平井:漫才は人を好きになってもらえる余地があるんじゃないかなと。コントは、男性ブランコのコントを好きになる人が集まってくれる。漫才は、浦井・平井を好きになってくれる人が来てくれる。層が違う気がして、両方やったらお客さんがたくさん来てくれるのではないかという思いで、漫才も男性ブランコの表現として必要なものだと去年思いました。僕は両立するなんて無理だと思っていたんですけど、浦井が「『M-1』出ようか」って。確かに人柄を好きになってもらえたらめちゃくちゃありがたいので、漫才もやっていきたいです。

――コントと漫才で心境は全然違いますか?

浦井:コントと漫才で心持ちは全然違います。コントはきっちり流れが決まっていて空手の型みたいな。アドリブはあまりない。漫才は、組手のような感じで全く違うなと。ただ、お互いが作用するなと感じていて、漫才の時のフリー感、アドリブ感がコントの中でも出しやすくなっています。

平井:コントはセリフをきっちり決めて、漫才は台本がないのでその場でやっている感じで作っていて、それがコントにもいい作用になっているというか、コントも肩の力を抜けるように。きっちりやらないといけないという緊張が10割方占めていましたが、漫才をやることによってコントでも自分の言葉で言えるようになったら楽しくなってきました。

●互いをリスペクトネタ合わせも揉めず
○■平井は「優しさがある」浦井は「読解力・適応力がすごい」

――相方が平井さん、浦井さんでよかったなと感じていることも教えてください。

平井:僕たちはネタ合わせで大揉めすることがなくて、やってみて、あ~この感じで、というのが多い。(浦井は)めちゃくちゃ読解力、汲み取る力があって、それを演技としてアウトプットする力がめちゃくちゃすごいのだと思います。

浦井:それは平井の優しさですよ。「僕が書いたネタをなんでこんな感じにしかできないんだ」って、ネタを書いている人が強く言うコンビもあると思いますけど、それが全くない。優しさがあるなと思います。

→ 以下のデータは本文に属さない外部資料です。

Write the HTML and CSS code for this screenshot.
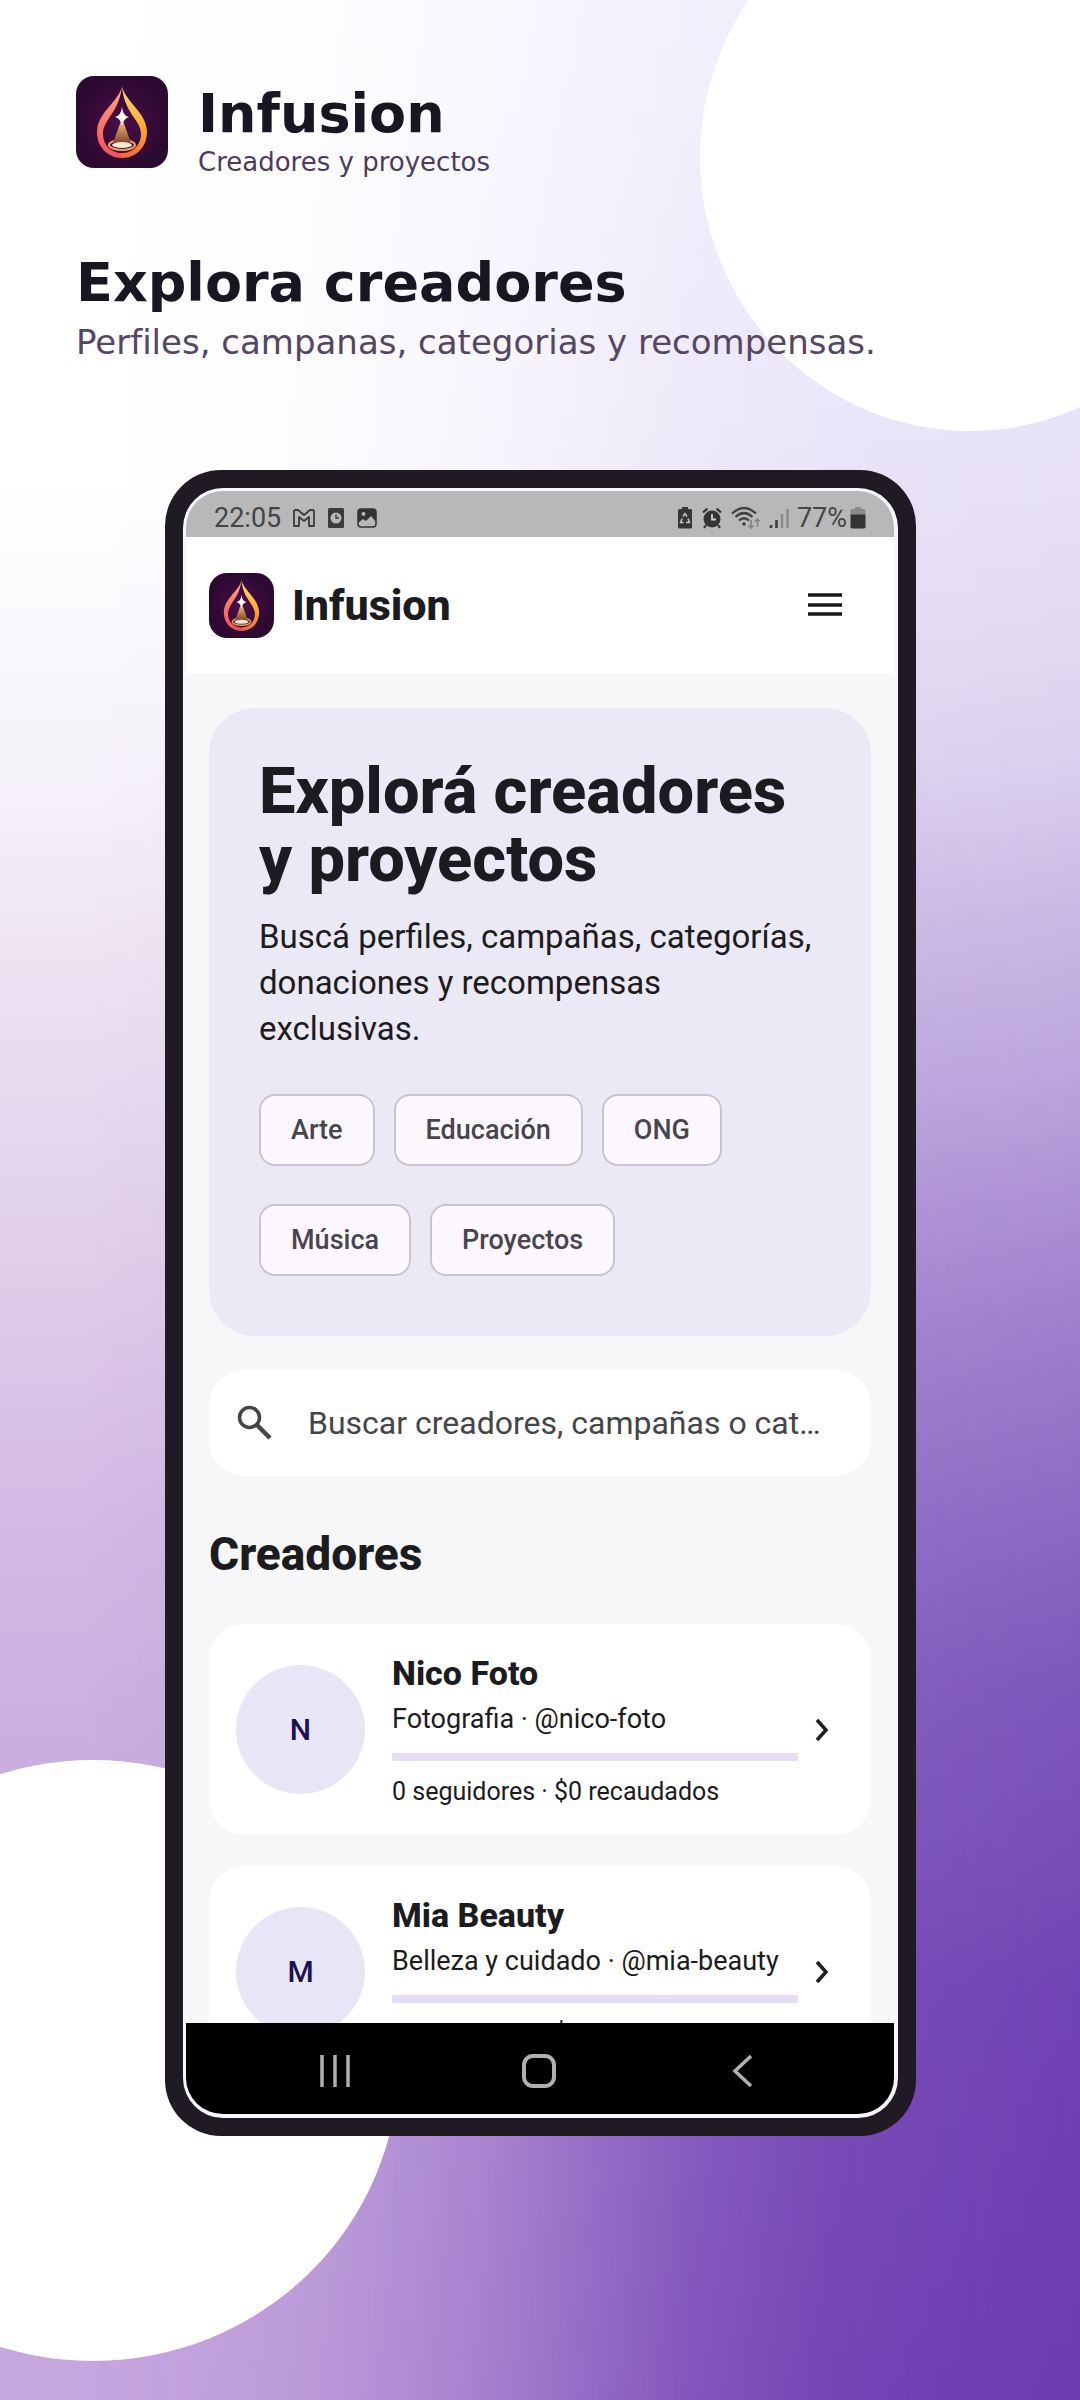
FILE: index.html
```html
<!DOCTYPE html>
<html lang="es">
<head>
<meta charset="utf-8">
<meta name="viewport" content="width=device-width, initial-scale=1">
<title>Infusion – Explora creadores</title>
<link rel="stylesheet" href="styles.css">
</head>
<body>
<svg class="defs" width="0" height="0" aria-hidden="true">
  <defs>
    <radialGradient id="plum"><stop offset="0" stop-color="#4a0d4b"/><stop offset="1" stop-color="#2c0930"/></radialGradient>
    <linearGradient id="coral" x1="0" y1="0" x2="0" y2="1"><stop offset="0" stop-color="#ffb27a"/><stop offset=".45" stop-color="#fb7c67"/><stop offset="1" stop-color="#f2505a"/></linearGradient>
    <linearGradient id="amber" x1="0" y1="0" x2="0" y2="1"><stop offset="0" stop-color="#ffd98a"/><stop offset=".5" stop-color="#fdb233"/><stop offset="1" stop-color="#f7683f"/></linearGradient>
    <linearGradient id="beam" x1="0" y1="0" x2="0" y2="1"><stop offset="0" stop-color="#ffd9a0"/><stop offset=".5" stop-color="#c98a52"/><stop offset="1" stop-color="#7d4530"/></linearGradient>
    <symbol id="logo" viewBox="0 0 92 92">
      <rect width="92" height="92" fill="url(#plum)"/>
      <path fill="url(#coral)" d="M46 9C45 24 21 36 21 56C21 71 32 82 46 82V77C35 77 27 69 27 58C27 43 44 36 46 9Z"/>
      <path fill="url(#amber)" d="M46 9C47 24 71 36 71 56C71 71 60 82 46 82V77C57 77 65 69 65 58C65 44 47 36 46 9Z"/>
      <ellipse cx="46" cy="69" rx="13" ry="5" fill="none" stroke="#f5a04c" stroke-width="2"/>
      <path fill="url(#beam)" d="M46 42L55 67H37Z"/>
      <ellipse cx="46" cy="69" rx="10" ry="3" fill="#fbe6cf"/>
      <path fill="#fff6ea" d="M46 31Q47 40 53 41Q47 43 46 50Q45 43 39 41Q45 40 46 31Z"/>
    </symbol>
  </defs>
</svg>

<div class="page">
  <div class="backdrop" aria-hidden="true">
    <div class="backdrop-right"></div>
    <div class="disc disc-top"></div>
    <div class="disc disc-bottom"></div>
  </div>

  <header class="intro">
    <div class="brand">
      <svg class="brand-logo" role="img" aria-label="Infusion"><use href="#logo"/></svg>
      <div class="brand-text">
        <p class="brand-name">Infusion</p>
        <p class="brand-tag">Creadores y proyectos</p>
      </div>
    </div>
    <h1 class="intro-title">Explora creadores</h1>
    <p class="intro-sub">Perfiles, campanas, categorias y recompensas.</p>
  </header>

  <div class="stage">
    <div class="phone">
      <div class="screen">
        <div class="status">
          <div class="status-group">
            <span class="status-text">22:05</span>
            <svg class="status-m" viewBox="0 0 22 18"><path d="M1 2.500Q1 1 2.500 1H5L11 6L17 1H19.500Q21 1 21 2.500V17H16V8L11 12L6 8V17H1Z" fill="none" stroke="#3c3c3d" stroke-width="1.800" stroke-linejoin="round"/></svg>
            <svg class="status-clock" viewBox="0 0 18 22"><rect x="1" y="1" width="16" height="20" rx="1.500" fill="#3a3a3b"/><circle cx="9" cy="11" r="5.500" fill="#b8b8ba"/><path d="M9 7.500V11H12" fill="none" stroke="#3a3a3b" stroke-width="1.500"/></svg>
            <svg class="status-photo" viewBox="0 0 20 20"><rect x="1" y="1" width="18" height="18" rx="3" fill="#b8b8ba" stroke="#333" stroke-width="1.500"/><path d="M1 3Q1 1 3 1H17Q19 1 19 3V14L14 8L9 13L6 11L1 15Z" fill="#333"/><circle cx="6.500" cy="6" r="2" fill="#b8b8ba"/></svg>
          </div>
          <div class="status-group status-right">
            <svg class="status-saver" viewBox="0 0 16 22"><path d="M5 0H11V2H14Q15 2 15 3.500V20Q15 21.500 13.500 21.500H2.500Q1 21.500 1 20V3.500Q1 2 2.500 2H5Z" fill="#353536"/><path d="M6 9.500L8 6.500L10 9.500M11 11.500L12.500 15.500H9M6.500 15.500H3.500L5 11.500" fill="none" stroke="#c6c6c8" stroke-width="1.500"/></svg>
            <svg class="status-alarm" viewBox="0 0 22 22"><circle cx="11" cy="12" r="8.500" fill="#353536"/><path d="M2 5.500L6.500 1.500M20 5.500L15.500 1.500M5 18L3 21M17 18L19 21" stroke="#353536" stroke-width="2.200"/><path d="M11 7V12.500H15" fill="none" stroke="#d2d2d4" stroke-width="1.800"/></svg>
            <svg class="status-wifi" viewBox="0 0 30 24"><g fill="none" stroke="#404041" stroke-width="2.200"><path d="M1 7.500Q13 -3.500 25 7.500"/><path d="M4.500 11Q13 3 21.500 11"/><path d="M8 14.500Q13 10 18 14.500"/></g><circle cx="13" cy="18" r="1.800" fill="#404041"/><path d="M20 14V22M17.500 19.500L20 22L22.500 19.500M26.500 21V13M24 15.500L26.500 13L29 15.500" fill="none" stroke="#858587" stroke-width="1.700"/></svg>
            <svg class="status-signal" viewBox="0 0 20 22"><path d="M2 18V21M7.500 13V21" stroke="#3a3a3b" stroke-width="2.600"/><path d="M13 7V21M18.500 2V21" stroke="#8c8c8e" stroke-width="2.600"/></svg>
            <span class="status-text">77%</span>
            <svg class="status-battery" viewBox="0 0 16 22"><path d="M5 0H11V2H14Q15.500 2 15.500 4V8H.5V4Q.5 2 2 2H5Z" fill="#8a8a8c"/><path d="M.5 7.500H15.500V19.500Q15.500 21.500 14 21.500H2Q.5 21.500 .5 19.500Z" fill="#333"/></svg>
          </div>
        </div>

        <div class="appbar">
          <svg class="app-logo" aria-hidden="true"><use href="#logo"/></svg>
          <span class="app-name">Infusion</span>
          <button class="menu" type="button" aria-label="Menú"><svg viewBox="0 0 36 26"><path d="M1 3H35M1 13H35M1 22H35" stroke="#18181a" stroke-width="3.500"/></svg></button>
        </div>

        <main class="content">
          <section class="hero">
            <h2 class="hero-title">Explorá creadores<br>y proyectos</h2>
            <p class="hero-text">Buscá perfiles, campañas, categorías,<br>donaciones y recompensas<br>exclusivas.</p>
            <div class="chips">
              <button class="chip" type="button">Arte</button>
              <button class="chip" type="button">Educación</button>
              <button class="chip" type="button">ONG</button>
              <button class="chip" type="button">Música</button>
              <button class="chip" type="button">Proyectos</button>
            </div>
          </section>

          <label class="search">
            <svg class="search-icon" viewBox="0 0 36 36" aria-hidden="true"><circle cx="12.500" cy="12.500" r="10" fill="none" stroke="#454449" stroke-width="3.500"/><path d="M20 20L33 33" stroke="#454449" stroke-width="4.500"/></svg>
            <input class="search-input" type="text" aria-label="Buscar" placeholder="Buscar creadores, campañas o cat…">
          </label>

          <h2 class="section-title">Creadores</h2>

          <a class="card" href="#nico-foto">
            <span class="avatar">N</span>
            <span class="card-body">
              <span class="card-name">Nico Foto</span>
              <span class="card-sub">Fotografia · @nico-foto</span>
              <span class="bar"></span>
              <span class="card-meta">0 seguidores · $0 recaudados</span>
            </span>
            <svg class="chevron" viewBox="0 0 16 24" aria-hidden="true"><path d="M3 2L12 12L3 22" fill="none" stroke="#1f1f22" stroke-width="3.500"/></svg>
          </a>

          <a class="card" href="#mia-beauty">
            <span class="avatar">M</span>
            <span class="card-body">
              <span class="card-name">Mia Beauty</span>
              <span class="card-sub">Belleza y cuidado · @mia-beauty</span>
              <span class="bar"></span>
              <span class="card-meta">0 seguidores · $0 recaudados</span>
            </span>
            <svg class="chevron" viewBox="0 0 16 24" aria-hidden="true"><path d="M3 2L12 12L3 22" fill="none" stroke="#1f1f22" stroke-width="3.500"/></svg>
          </a>
        </main>

        <nav class="navbar" aria-label="Sistema">
          <button class="nav-btn" type="button" aria-label="Recientes"><svg viewBox="0 0 34 34"><path d="M4 1V33M17 1V33M30 1V33" stroke="#b0b0b0" stroke-width="3.500"/></svg></button>
          <button class="nav-btn" type="button" aria-label="Inicio"><svg viewBox="0 0 34 34"><rect x="2" y="2" width="30" height="30" rx="9" fill="none" stroke="#b0b0b0" stroke-width="4"/></svg></button>
          <button class="nav-btn" type="button" aria-label="Atrás"><svg viewBox="0 0 34 34"><path d="M25 2L9 17L25 32" fill="none" stroke="#b0b0b0" stroke-width="3.500"/></svg></button>
        </nav>
      </div>
    </div>
  </div>
</div>
</body>
</html>
```
FILE: styles.css
```css
* { box-sizing: border-box; }

body {
  margin: 0;
  font-family: Roboto, "Liberation Sans", sans-serif;
  color: #1c1b20;
}

p, h1, h2 { margin: 0; }

button {
  margin: 0;
  padding: 0;
  border: 0;
  background: none;
  font: inherit;
  color: inherit;
}

svg { display: block; flex: none; }

.defs { position: absolute; }

.page {
  position: relative;
  min-height: 100vh;
  padding: 76px 0 0;
  overflow: hidden;
}

/* Backdrop: left-hand colours with the right-hand ones fading in across */
.backdrop {
  position: absolute;
  inset: 0;
  z-index: -1;
  overflow: hidden;
  background: linear-gradient(#fff 20%, #f8f5fb 29%, #f4eff8 34%, #ebdff1 42%, #dfcbe9 54%, #d3bae5 63%, #cbaee0 73%, #c6a6df 100%);
}

.backdrop-right {
  position: absolute;
  inset: 0;
  background: linear-gradient(#efeafd 0%, #e8e2f7 18%, #e3daf2 26%, #d9cfee 32%, #cab8e4 38%, #bba4dc 45%, #a98cd3 51%, #9a79ca 57%, #8a67c2 64%, #7e57bb 70%, #774eb7 77%, #7043b4 83%, #6b3ab0 100%);
  -webkit-mask-image: linear-gradient(90deg, transparent 8%, rgb(0 0 0 / 6%) 21%, rgb(0 0 0 / 14%) 31%, rgb(0 0 0 / 35%) 45%, rgb(0 0 0 / 58%) 56%, rgb(0 0 0 / 74%) 64%, rgb(0 0 0 / 90%) 77%, #000 100%);
  mask-image: linear-gradient(90deg, transparent 8%, rgb(0 0 0 / 6%) 21%, rgb(0 0 0 / 14%) 31%, rgb(0 0 0 / 35%) 45%, rgb(0 0 0 / 58%) 56%, rgb(0 0 0 / 74%) 64%, rgb(0 0 0 / 90%) 77%, #000 100%);
}

.disc {
  position: absolute;
  border-radius: 50%;
  background: #fff;
}

.disc-top { top: -117px; right: -160px; width: 540px; height: 548px; }
.disc-bottom { bottom: 39px; left: -213px; width: 612px; height: 601px; }

/* Intro */
.intro {
  padding: 0 77px 0 76px;
  font-family: "DejaVu Sans", sans-serif;
  color: #1a1522;
}

.brand {
  display: flex;
  align-items: flex-start;
  gap: 30px;
}

.brand-logo { width: 92px; height: 92px; border-radius: 18px; }
.brand-text { padding-top: 10px; }
.brand-name { font-size: 54px; line-height: 56px; font-weight: 700; }
.brand-tag { margin-top: 4px; font-size: 26px; line-height: 32px; color: #4b3d5a; }
.intro-title { margin-top: 73px; font-size: 54px; line-height: 64px; font-weight: 700; }
.intro-sub { margin-top: 5px; font-size: 34px; line-height: 44px; color: #554662; }

/* Phone */
.stage { padding: 106px 164px 0 165px; }

.phone {
  aspect-ratio: 751 / 1666;
  padding: 18px;
  border-radius: 56px;
  background: #201a25;
}

.screen {
  display: flex;
  flex-direction: column;
  height: 100%;
  border: solid #f7f6fb;
  border-width: 3px 4px 4px 3px;
  border-radius: 40px;
  overflow: hidden;
  background: #f7f7fa;
}

.status {
  display: flex;
  flex: none;
  justify-content: space-between;
  height: 46px;
  padding: 7px 28px 0;
  background: #b8b8ba;
}

.status-group { display: flex; align-items: center; gap: 12px; }
.status-right { gap: 8px; }
.status-text { font-size: 27px; line-height: 40px; color: #454546; font-weight: 400; }
.status-m { width: 22px; height: 18px; }
.status-clock { width: 18px; height: 22px; }
.status-photo { width: 20px; height: 20px; }
.status-saver { width: 16px; height: 22px; }
.status-alarm { width: 22px; height: 22px; }
.status-wifi { width: 30px; height: 24px; }
.status-signal { width: 20px; height: 22px; }
.status-battery { width: 16px; height: 22px; margin-left: -5px; }

.appbar {
  display: flex;
  flex: none;
  align-items: center;
  gap: 18px;
  height: 136px;
  padding: 0 51px 0 23px;
  background: #fff;
}

.app-logo { width: 65px; height: 65px; border-radius: 18px; }
.app-name { font-size: 43px; line-height: 48px; font-weight: 800; }
.menu { margin-left: auto; }
.menu svg { width: 36px; height: 26px; }

.content {
  flex: 1;
  min-height: 0;
  padding: 35px 23px 0;
  overflow: hidden;
}

.hero {
  padding: 49px 50px 60px;
  border-radius: 46px;
  background: #ece9f6;
}

.hero-title { font-size: 65px; line-height: 68px; font-weight: 800; }
.hero-text { margin-top: 21px; font-size: 33px; line-height: 46px; white-space: nowrap; }

.chips {
  display: flex;
  flex-wrap: wrap;
  gap: 38px 19px;
  margin-top: 42px;
}

.chip {
  height: 72px;
  padding: 0 30px;
  border: 2px solid #cac4d0;
  border-radius: 16px;
  background: #fdf8ff;
  font-size: 27px;
  font-weight: 500;
  color: #48454e;
}

.search {
  display: flex;
  align-items: center;
  gap: 35px;
  height: 106px;
  margin-top: 34px;
  padding: 0 28px;
  border-radius: 36px;
  background: #fff;
}

.search-icon { width: 36px; height: 36px; }

.search-input {
  flex: 1;
  min-width: 0;
  padding: 0;
  border: 0;
  outline: 0;
  background: none;
  font: 400 32px/46px Roboto, sans-serif;
  color: #454449;
}

.search-input::placeholder { color: #454449; opacity: 1; }

.section-title {
  margin: 52px 0 44px;
  font-size: 46px;
  line-height: 52px;
  font-weight: 800;
}

.card {
  display: flex;
  align-items: center;
  margin-bottom: 31px;
  padding: 26px 41px 26px 27px;
  border-radius: 36px;
  background: #fff;
  color: inherit;
  text-decoration: none;
}

.avatar {
  display: grid;
  flex: none;
  place-items: center;
  width: 129px;
  height: 129px;
  border-radius: 50%;
  background: #e8e6f6;
  font-size: 30px;
  font-weight: 500;
  color: #21104f;
}

.card-body {
  display: flex;
  flex: 1;
  flex-direction: column;
  min-width: 0;
  margin-left: 27px;
}

.card-name { font-size: 34px; line-height: 46px; font-weight: 800; }
.card-sub { font-size: 27px; line-height: 46px; white-space: nowrap; }
.bar { height: 8px; margin: 11px 0 14px; background: #e6def5; }
.card-meta { font-size: 25px; line-height: 34px; }
.chevron { width: 16px; height: 24px; margin-left: 16px; }

.navbar {
  display: flex;
  flex: none;
  align-items: center;
  justify-content: space-between;
  height: 91px;
  padding: 4px 134px 0 132px;
  background: #000;
}

.nav-btn svg { width: 34px; height: 34px; }
```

平井:俺が書いているんだぞっていうのは言ったことないですね(笑)。でも、ほんまに瞬発力、適応力はすごい。僕はあわあわしちゃいますが、動じないのですごいなと思います。

――平井さんが変わった役をやることが多いですが、実は浦井さんの役も変わっているという、そういうネタの印象が強いです。ネタはどういう風に生み出しているのでしょうか?

平井:面白純度100%で行くのであれば、2人がかりでいかないと勝負できないなと。僕だけ変なキャラクターをやったとしても勝てないと思ったので、パッと見まともそうだけど実は変という(笑)。そのほうが爆発力があると思いますし、僕らができる一番面白いネタってそういうネタなのかなと思っています。

――平井さんのヤバさを掘り下げるライブ「YABA for all All for YABA~平井のヤバさが春を呼ぶ~」も開催されていますが、浦井さんも実はヤバいと言われていますよね(笑)

平井:ライブにもなっちゃっていますけど、僕はやばくないです(笑)

浦井:僕は、まともそうで変っていうのは地に近いです。人に言われて気づいたんですけど。だからネタでも見やすいのかなとは思います(笑)

――3月20日に東京・ヨシモト∞ホール、3月24日に大阪・ナレッジシアターにて、単独ライブ「男性ブランコのコントライブ『変身ウミウシ』」が開催されます。

浦井:初めて東阪2都市で単独をやらせていただきます。どちらも配信もありますので、ぜひ見ていただけたらと思います。

平井:よろしくお願いします!

■男性ブランコ
浦井のりひろ(1987年12月3日生まれ、京都府出身)、平井まさあき(1987年8月1日生まれ、兵庫県出身)によるお笑いコンビ。2011年結成。大学時代に演劇サークルで出会い、2010年、大学卒業後に2人そろってNSCに入学。『キングオブコント2021』で、ザ・マミィと同率で準優勝し、一気に注目を集める。